SET TASK: Search the data for the word "this" and copy every line where it occurs.

[A block of data]
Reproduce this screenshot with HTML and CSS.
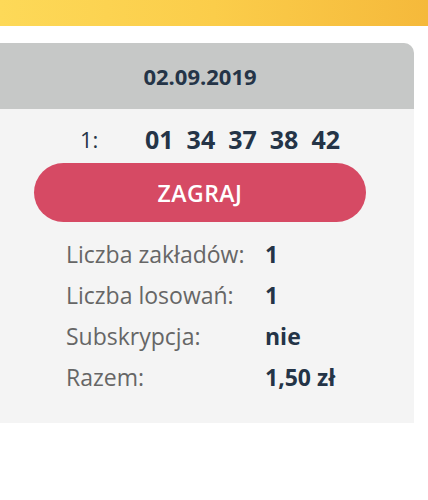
FILE: index.html
```html
<!DOCTYPE html>
<html lang="pl">
<head>
    <meta charset="UTF-8">
    <meta name="viewport" content="width=device-width, initial-scale=1.0">
    <title>Kupon</title>
    <link rel="stylesheet" href="styles.css">
</head>
<body>
    <div class="topbar"></div>

    <div class="ticket">
        <div class="ticket-head">02.09.2019</div>
        <div class="ticket-body">
            <div class="bet">
                <span class="bet-no">1:</span>
                <span class="bet-numbers">
                    <span>01</span><span>34</span><span>37</span><span>38</span><span>42</span>
                </span>
            </div>
            <button class="play">ZAGRAJ</button>
            <div class="summary">
                <div class="row"><span class="label">Liczba zakładów:</span><span class="value">1</span></div>
                <div class="row"><span class="label">Liczba losowań:</span><span class="value">1</span></div>
                <div class="row"><span class="label">Subskrypcja:</span><span class="value">nie</span></div>
                <div class="row"><span class="label">Razem:</span><span class="value">1,50 zł</span></div>
            </div>
        </div>
    </div>
</body>
</html>
```

FILE: styles.css
```css
body {
    font-family: "Open Sans", "Noto Sans", sans-serif;
    background-color: #fff;
    color: #243447;
    margin: 0;
}
.topbar {
    height: 26px;
    background: linear-gradient(90deg, #fdd958 0%, #fbcd4a 50%, #f5b93b 100%);
}
.ticket {
    width: 414px;
    margin-top: 17px;
    background-color: #f4f4f4;
    border-top-right-radius: 10px;
    overflow: hidden;
}
.ticket-head {
    height: 66px;
    background-color: #c6c8c7;
    display: flex;
    align-items: center;
    justify-content: center;
    padding-right: 14px;
    font-size: 22px;
    font-weight: 700;
}
.ticket-body {
    padding: 10px 0 26px;
}
.bet {
    display: flex;
    align-items: center;
    height: 40px;
    padding-left: 80px;
}
.bet-no {
    width: 65px;
    flex-shrink: 0;
    font-size: 22px;
    color: #243447;
}
.bet-numbers {
    display: flex;
    gap: 13px;
    font-size: 25px;
    font-weight: 700;
}
.play {
    display: block;
    width: 332px;
    height: 59px;
    margin: 4px 0 0 34px;
    border: none;
    border-radius: 30px;
    background-color: #d64a64;
    color: #fff;
    font-family: inherit;
    font-size: 23px;
    font-weight: 600;
    letter-spacing: 0.5px;
}
.summary {
    margin-top: 11px;
    padding-left: 66px;
}
.row {
    display: flex;
    height: 41px;
    align-items: center;
    font-size: 23px;
}
.label {
    width: 199px;
    color: #666;
}
.value {
    font-weight: 700;
}
```
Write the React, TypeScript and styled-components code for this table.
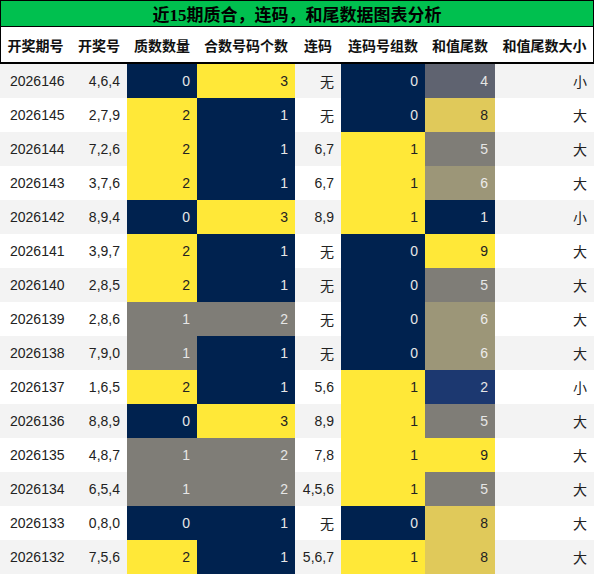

FULL ANSWER:
Reproduce this screenshot with HTML and CSS.
Write the React, TypeScript and styled-components code for this table.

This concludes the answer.